Nicht jeder konnte lesen, nicht jeder gar Englisch sprechen. Und Homer und co. gelesen zu haben, ist nicht
gleichbedeutend damit, ihn auch zu verstehen.
Mit dem Aufkommen eines neuen Mediums ertönt stets auf's Neue der Abgesang auf das Niveau der Gesellschaft.
Der Buchdruck hatte ebensoviele Feinde wie das Kino, das Fernsehen, der Computer und zuletzt das Internet.
Man müsste eigentlich daraus folgern, dass der Einzelne jedesmal dümmer, inkompetenter und unzurechnungsfähiger geworden sein müsste. Warum dem nicht so ist? Oder warum es in manchen Fällen doch so ist? Weil die
Medien nicht die alleinigen Sozialisationspartner der Heranwachsenden sind, sondern Familie und Freunde, Nachbarschaft und Gesellschaft an sich ihr Scherflein beitragen. Das vergisst Postman leider, nämlich dass man die
Eltern in die Pflicht nehmen sollte, ihre Kinder zu erziehen und sie auf die heutige Zeit vorzubereiten. Wie so viele
schiebt der Autor die Verantwortung jemand anderem unter und zeichnet ein Bild einer blind umher rennenden
Horde von Schafen, die sich willenlos verblöden lassen.

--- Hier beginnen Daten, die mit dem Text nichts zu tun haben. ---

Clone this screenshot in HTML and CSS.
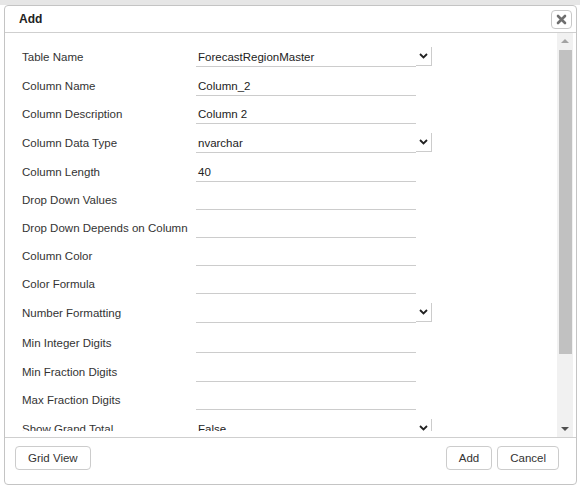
FILE: index.html
```html
<!DOCTYPE html>
<html>
<head>
<meta charset="utf-8">
<link rel="stylesheet" href="styles.css">
</head>
<body>
<div class="dialog">
  <div class="header">
    <span class="title">Add</span>
    <button class="close" aria-label="Close">
      <svg width="11" height="11" viewBox="0 0 11 11"><path d="M2 2 L9 9 M9 2 L2 9" stroke="#6f6f6f" stroke-width="2.6" stroke-linecap="round"/></svg>
    </button>
  </div>
  <div class="body">
    <div class="content">
      <div class="row tall"><label>Table Name</label><div class="field">ForecastRegionMaster</div><span class="arrow"><svg width="9" height="6" viewBox="0 0 9 6"><path d="M1 1 L4.5 4.5 L8 1" stroke="#222" stroke-width="1.8" fill="none"/></svg></span></div>
      <div class="row"><label>Column Name</label><div class="field">Column_2</div></div>
      <div class="row"><label>Column Description</label><div class="field">Column 2</div></div>
      <div class="row tall"><label>Column Data Type</label><div class="field">nvarchar</div><span class="arrow"><svg width="9" height="6" viewBox="0 0 9 6"><path d="M1 1 L4.5 4.5 L8 1" stroke="#222" stroke-width="1.8" fill="none"/></svg></span></div>
      <div class="row"><label>Column Length</label><div class="field">40</div></div>
      <div class="row"><label>Drop Down Values</label><div class="field"></div></div>
      <div class="row"><label>Drop Down Depends on Column</label><div class="field"></div></div>
      <div class="row"><label>Column Color</label><div class="field"></div></div>
      <div class="row"><label>Color Formula</label><div class="field"></div></div>
      <div class="row tall"><label>Number Formatting</label><div class="field"></div><span class="arrow"><svg width="9" height="6" viewBox="0 0 9 6"><path d="M1 1 L4.5 4.5 L8 1" stroke="#222" stroke-width="1.8" fill="none"/></svg></span></div>
      <div class="row tall"><label>Min Integer Digits</label><div class="field"></div></div>
      <div class="row"><label>Min Fraction Digits</label><div class="field"></div></div>
      <div class="row"><label>Max Fraction Digits</label><div class="field"></div></div>
      <div class="row tall"><label>Show Grand Total</label><div class="field">False</div><span class="arrow"><svg width="9" height="6" viewBox="0 0 9 6"><path d="M1 1 L4.5 4.5 L8 1" stroke="#222" stroke-width="1.8" fill="none"/></svg></span></div>
    </div>
    <div class="scrollbar">
      <div class="sb-btn"><span class="tri up"></span></div>
      <div class="sb-track"><div class="sb-thumb"></div></div>
      <div class="sb-btn"><span class="tri down"></span></div>
    </div>
  </div>
  <div class="footer">
    <button class="btn">Grid View</button>
    <div class="spacer"></div>
    <button class="btn">Add</button>
    <button class="btn">Cancel</button>
  </div>
</div>
</body>
</html>
```

FILE: styles.css
```css
html, body {
  margin: 0;
  padding: 0;
  background: #fff;
}
body {
  border-top: 5px solid #e6e6e6;
  font-family: "Liberation Sans", Arial, sans-serif;
  color: #333;
}
.dialog {
  margin-left: 4px;
  width: 573px;
  height: 480px;
  box-sizing: border-box;
  border: 1px solid #c4c4c4;
  border-radius: 4px;
  display: flex;
  flex-direction: column;
  background: #fff;
}
.header {
  height: 26px;
  border-bottom: 1px solid #cfcfcf;
  display: flex;
  align-items: center;
  padding: 0 4px 0 14px;
  flex: none;
}
.title {
  font-weight: bold;
  font-size: 12px;
  color: #222;
  flex: 1;
}
.close {
  width: 21px;
  height: 19px;
  border: 1px solid #c8c8c8;
  border-radius: 4px;
  background: #fff;
  padding: 0;
  display: flex;
  align-items: center;
  justify-content: center;
}
.body {
  flex: 1;
  display: flex;
  align-items: flex-start;
  min-height: 0;
  padding-right: 3px;
}
.content {
  flex: 1;
  height: 389px;
  overflow: hidden;
  padding: 9px 0 0 17px;
}
.row {
  display: grid;
  grid-template-columns: 174px 220px 16px;
  height: 28px;
  align-items: center;
  font-size: 11.5px;
}
.row.tall {
  height: 30px;
}
.row label {
  color: #333;
}
.field {
  height: 17px;
  border-bottom: 1px solid #cccccc;
  padding: 0 2px;
  line-height: 17px;
  margin-top: 2px;
  color: #222;
  white-space: nowrap;
}
.arrow {
  height: 19px;
  box-sizing: border-box;
  border-right: 1px solid #cccccc;
  border-bottom: 1px solid #cccccc;
  display: flex;
  align-items: center;
  justify-content: center;
  margin-top: -1px;
}
.scrollbar {
  width: 16px;
  height: 100%;
  background: #f1f1f1;
  display: flex;
  flex-direction: column;
  flex: none;
}
.sb-btn {
  height: 16px;
  display: flex;
  align-items: center;
  justify-content: center;
  flex: none;
}
.tri {
  width: 0;
  height: 0;
  border-left: 4px solid transparent;
  border-right: 4px solid transparent;
}
.tri.up {
  border-bottom: 4px solid #a3a3a3;
}
.tri.down {
  border-top: 4px solid #505050;
}
.sb-track {
  flex: 1;
  padding: 1px 1px 0 2px;
}
.sb-thumb {
  height: 304px;
  background: #c1c1c1;
}
.footer {
  height: 47px;
  box-sizing: border-box;
  border-top: 1px solid #cfcfcf;
  display: flex;
  align-items: flex-start;
  gap: 5px;
  padding: 8px 17px 0 10px;
  flex: none;
}
.spacer {
  flex: 1;
}
.btn {
  height: 24px;
  border: 1px solid #cccccc;
  border-radius: 4px;
  background: #fff;
  color: #333;
  font-family: "Liberation Sans", Arial, sans-serif;
  font-size: 11.5px;
  padding: 0 12px;
}
```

Ich finde, Postman hat in vielen Fällen recht, etwa dass das heutige Informiertsein nur allzu selten in konkrete
Taten umgesetzt wird. Allerdings wage ich zu bezweifeln, dass früher, im ach so tollen früheren Amerika, sofort
wenn überhaupt irgendwelche Aktionen gestartet und nicht nur Stammtischreden geschwungen wurden. Postman
ist manchmal allzu optimistisch, was das Ausmaß des Einflusses der Medien angeht und allzu pessimistisch, was
die Intelligenz der Bürger angeht. Oder doch nicht? Und genau das macht das vorliegende Werk reizvoll: In einer
Art dialektischer Erörterung das Für und Wider zusammenzupuzzeln. Auf der anderen Seite führt der Autor kaum
Belege für seine Behauptungen auf und so ist sein Buch kaum mehr als eine Niederlegung seiner persönlichen
Meinung.
Heutzutage ist die Forschung auf diesem Gebiet sicher einen großen Schritt weiter – aus welcher Disziplin
stammt eigentlich der Autor? - und es gibt wahrscheinlich bessere Bücher zu dem Thema. Aber letztendlich kann
man den Einfluss der Medien wohl sowieso nicht auf einen Nenner bringen, zu unterschiedlich sind die Lebenswelten und Umstände der Leute, auf die eingewirkt wird.